§ **GIVEN EXERCISE**
Copy exactly the lines that run from the top of the listing to the line containing "const stars = [0, 1, 2, 3, 4]", both ends included, and omit the pictures.

# DATA LINES start

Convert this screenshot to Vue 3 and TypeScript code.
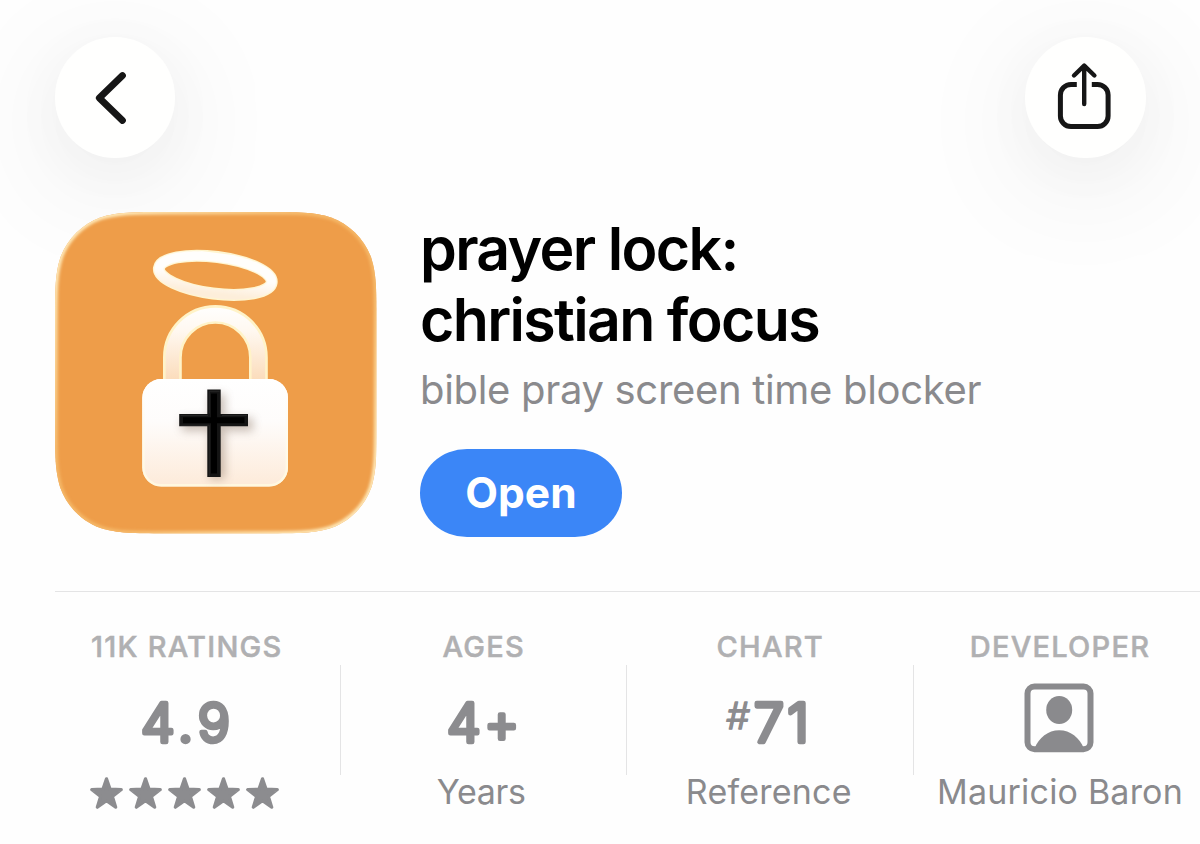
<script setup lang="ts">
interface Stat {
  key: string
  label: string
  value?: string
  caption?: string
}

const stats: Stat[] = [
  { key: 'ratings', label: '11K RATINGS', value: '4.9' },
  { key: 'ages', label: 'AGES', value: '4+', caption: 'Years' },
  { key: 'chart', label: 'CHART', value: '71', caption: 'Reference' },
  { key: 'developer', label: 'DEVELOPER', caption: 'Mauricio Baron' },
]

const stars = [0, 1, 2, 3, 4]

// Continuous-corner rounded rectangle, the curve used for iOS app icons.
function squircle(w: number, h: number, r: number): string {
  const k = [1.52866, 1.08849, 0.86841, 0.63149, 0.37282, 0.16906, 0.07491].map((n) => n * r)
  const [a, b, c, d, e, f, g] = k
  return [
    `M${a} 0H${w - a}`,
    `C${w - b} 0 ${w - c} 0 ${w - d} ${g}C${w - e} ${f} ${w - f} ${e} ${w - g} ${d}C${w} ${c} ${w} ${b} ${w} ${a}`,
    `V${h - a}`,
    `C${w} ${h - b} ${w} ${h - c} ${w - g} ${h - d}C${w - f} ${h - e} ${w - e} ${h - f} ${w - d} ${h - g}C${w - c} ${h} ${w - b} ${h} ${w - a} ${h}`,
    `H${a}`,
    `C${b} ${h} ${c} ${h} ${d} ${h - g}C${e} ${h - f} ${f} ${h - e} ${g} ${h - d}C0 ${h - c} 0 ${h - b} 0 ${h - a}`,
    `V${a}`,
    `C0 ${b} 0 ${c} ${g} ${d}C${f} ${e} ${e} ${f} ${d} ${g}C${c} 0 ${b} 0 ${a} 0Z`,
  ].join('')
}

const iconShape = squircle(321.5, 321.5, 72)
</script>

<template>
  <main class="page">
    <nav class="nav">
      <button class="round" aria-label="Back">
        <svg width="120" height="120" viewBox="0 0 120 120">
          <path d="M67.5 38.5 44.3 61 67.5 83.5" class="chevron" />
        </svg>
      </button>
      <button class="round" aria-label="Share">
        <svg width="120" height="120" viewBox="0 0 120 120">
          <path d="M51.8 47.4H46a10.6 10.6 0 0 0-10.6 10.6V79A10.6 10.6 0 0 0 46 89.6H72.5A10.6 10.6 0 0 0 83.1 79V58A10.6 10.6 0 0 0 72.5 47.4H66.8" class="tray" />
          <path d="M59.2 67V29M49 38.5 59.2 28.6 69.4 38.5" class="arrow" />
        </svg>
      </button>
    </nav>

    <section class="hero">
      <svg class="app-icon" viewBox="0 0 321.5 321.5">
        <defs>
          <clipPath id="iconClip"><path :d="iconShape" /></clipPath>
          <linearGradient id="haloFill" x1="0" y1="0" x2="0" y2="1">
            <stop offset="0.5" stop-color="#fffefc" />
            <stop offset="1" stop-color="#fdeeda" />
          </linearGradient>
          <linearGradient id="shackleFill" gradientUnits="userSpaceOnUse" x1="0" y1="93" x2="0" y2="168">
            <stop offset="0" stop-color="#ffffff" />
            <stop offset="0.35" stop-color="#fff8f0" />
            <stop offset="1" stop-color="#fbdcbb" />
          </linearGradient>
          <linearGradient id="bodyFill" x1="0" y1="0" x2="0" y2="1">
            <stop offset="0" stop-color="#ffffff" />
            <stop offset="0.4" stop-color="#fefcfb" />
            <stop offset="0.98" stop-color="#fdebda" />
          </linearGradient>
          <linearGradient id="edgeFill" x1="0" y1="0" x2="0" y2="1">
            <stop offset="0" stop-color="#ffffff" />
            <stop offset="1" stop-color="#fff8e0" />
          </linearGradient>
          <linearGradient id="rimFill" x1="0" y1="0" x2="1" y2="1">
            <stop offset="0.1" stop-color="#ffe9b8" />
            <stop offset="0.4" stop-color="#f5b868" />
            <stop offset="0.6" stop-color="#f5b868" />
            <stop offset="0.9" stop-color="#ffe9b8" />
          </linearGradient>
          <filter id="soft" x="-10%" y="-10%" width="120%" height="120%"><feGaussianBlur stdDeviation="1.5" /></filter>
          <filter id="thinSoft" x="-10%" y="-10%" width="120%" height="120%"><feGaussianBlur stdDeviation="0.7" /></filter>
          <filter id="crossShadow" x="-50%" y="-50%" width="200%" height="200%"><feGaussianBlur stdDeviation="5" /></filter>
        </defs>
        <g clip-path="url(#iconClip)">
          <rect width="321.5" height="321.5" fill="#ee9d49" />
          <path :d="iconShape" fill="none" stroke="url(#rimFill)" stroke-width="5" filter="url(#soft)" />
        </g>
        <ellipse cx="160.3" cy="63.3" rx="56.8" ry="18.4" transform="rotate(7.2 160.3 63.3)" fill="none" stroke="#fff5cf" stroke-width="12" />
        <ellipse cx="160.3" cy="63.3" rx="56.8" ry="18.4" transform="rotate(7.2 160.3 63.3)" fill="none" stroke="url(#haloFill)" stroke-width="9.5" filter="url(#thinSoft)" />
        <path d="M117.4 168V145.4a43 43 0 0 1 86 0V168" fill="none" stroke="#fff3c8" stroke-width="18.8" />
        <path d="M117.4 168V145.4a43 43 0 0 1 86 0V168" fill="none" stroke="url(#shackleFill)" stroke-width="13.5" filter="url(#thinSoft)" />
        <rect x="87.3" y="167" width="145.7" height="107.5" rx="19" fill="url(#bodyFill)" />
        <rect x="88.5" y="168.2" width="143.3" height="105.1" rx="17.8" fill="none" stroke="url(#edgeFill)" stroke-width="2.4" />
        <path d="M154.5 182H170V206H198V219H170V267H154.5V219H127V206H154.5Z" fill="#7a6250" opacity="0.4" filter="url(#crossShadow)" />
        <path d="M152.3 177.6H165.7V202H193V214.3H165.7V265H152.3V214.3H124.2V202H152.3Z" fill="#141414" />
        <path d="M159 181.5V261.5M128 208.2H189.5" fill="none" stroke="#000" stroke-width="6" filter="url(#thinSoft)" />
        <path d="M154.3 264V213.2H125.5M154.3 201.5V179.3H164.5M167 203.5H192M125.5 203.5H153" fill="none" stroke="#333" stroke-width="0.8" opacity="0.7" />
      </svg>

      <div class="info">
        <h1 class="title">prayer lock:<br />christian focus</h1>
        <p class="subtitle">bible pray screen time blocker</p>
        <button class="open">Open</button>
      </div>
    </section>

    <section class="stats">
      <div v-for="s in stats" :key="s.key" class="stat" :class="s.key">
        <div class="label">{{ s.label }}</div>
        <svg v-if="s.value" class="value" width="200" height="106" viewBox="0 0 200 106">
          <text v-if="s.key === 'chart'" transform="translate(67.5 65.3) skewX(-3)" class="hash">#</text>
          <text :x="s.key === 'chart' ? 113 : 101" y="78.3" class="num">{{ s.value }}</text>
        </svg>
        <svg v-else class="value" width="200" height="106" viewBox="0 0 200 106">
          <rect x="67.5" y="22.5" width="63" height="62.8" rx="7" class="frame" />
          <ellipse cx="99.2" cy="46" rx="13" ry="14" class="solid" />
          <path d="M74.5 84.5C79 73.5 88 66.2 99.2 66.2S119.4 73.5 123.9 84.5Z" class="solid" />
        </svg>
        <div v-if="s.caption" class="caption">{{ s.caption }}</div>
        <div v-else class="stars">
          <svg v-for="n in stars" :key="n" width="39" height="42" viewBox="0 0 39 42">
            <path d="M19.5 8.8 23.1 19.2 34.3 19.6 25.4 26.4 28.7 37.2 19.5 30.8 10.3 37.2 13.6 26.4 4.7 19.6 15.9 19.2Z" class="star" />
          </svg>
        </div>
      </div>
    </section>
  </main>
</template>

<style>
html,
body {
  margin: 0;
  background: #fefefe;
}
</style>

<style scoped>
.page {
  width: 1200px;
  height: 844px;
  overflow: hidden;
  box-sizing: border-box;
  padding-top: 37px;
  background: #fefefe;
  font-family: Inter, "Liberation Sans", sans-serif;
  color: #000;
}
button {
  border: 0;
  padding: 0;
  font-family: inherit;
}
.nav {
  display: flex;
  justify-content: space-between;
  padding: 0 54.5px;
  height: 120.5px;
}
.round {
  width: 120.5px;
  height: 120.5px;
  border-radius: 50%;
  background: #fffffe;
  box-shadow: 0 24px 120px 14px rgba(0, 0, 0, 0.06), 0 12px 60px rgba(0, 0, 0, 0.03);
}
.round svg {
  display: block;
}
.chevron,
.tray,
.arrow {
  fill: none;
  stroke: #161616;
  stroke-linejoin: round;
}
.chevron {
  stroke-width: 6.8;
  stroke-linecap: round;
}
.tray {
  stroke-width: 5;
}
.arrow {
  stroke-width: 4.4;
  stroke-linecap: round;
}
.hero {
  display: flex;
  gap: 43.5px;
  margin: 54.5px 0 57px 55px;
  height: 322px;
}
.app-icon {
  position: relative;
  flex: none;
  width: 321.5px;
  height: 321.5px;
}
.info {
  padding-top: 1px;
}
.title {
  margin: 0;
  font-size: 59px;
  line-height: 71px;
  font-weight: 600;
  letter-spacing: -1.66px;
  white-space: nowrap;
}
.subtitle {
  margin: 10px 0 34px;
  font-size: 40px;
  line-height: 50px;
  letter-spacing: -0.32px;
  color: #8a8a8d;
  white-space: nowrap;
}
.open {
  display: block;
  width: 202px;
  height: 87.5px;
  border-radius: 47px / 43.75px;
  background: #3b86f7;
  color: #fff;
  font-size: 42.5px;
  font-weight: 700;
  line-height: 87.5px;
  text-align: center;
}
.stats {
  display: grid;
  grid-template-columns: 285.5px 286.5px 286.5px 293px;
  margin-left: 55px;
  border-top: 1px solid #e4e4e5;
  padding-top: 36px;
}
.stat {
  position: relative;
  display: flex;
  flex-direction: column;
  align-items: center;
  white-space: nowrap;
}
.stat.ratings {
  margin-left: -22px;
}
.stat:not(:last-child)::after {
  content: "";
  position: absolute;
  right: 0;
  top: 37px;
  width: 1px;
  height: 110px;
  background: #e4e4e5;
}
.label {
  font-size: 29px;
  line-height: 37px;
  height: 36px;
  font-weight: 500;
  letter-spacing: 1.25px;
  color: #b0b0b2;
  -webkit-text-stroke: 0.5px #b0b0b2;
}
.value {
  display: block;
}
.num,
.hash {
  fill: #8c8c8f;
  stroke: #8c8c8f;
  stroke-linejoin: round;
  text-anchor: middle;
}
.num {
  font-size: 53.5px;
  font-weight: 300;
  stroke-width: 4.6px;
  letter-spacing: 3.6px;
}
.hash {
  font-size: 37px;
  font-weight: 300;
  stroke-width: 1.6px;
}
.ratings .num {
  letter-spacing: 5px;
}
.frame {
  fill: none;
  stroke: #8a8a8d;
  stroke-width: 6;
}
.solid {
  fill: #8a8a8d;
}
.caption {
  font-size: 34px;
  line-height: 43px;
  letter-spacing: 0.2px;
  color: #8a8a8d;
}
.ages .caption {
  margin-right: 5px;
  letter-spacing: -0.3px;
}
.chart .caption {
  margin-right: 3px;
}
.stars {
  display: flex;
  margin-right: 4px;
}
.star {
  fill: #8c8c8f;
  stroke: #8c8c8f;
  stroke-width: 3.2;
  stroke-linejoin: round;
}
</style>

# DATA LINES end

§ **CORRECT RESULT**
Convert this screenshot to Vue 3 and TypeScript code.
<script setup lang="ts">
interface Stat {
  key: string
  label: string
  value?: string
  caption?: string
}

const stats: Stat[] = [
  { key: 'ratings', label: '11K RATINGS', value: '4.9' },
  { key: 'ages', label: 'AGES', value: '4+', caption: 'Years' },
  { key: 'chart', label: 'CHART', value: '71', caption: 'Reference' },
  { key: 'developer', label: 'DEVELOPER', caption: 'Mauricio Baron' },
]

const stars = [0, 1, 2, 3, 4]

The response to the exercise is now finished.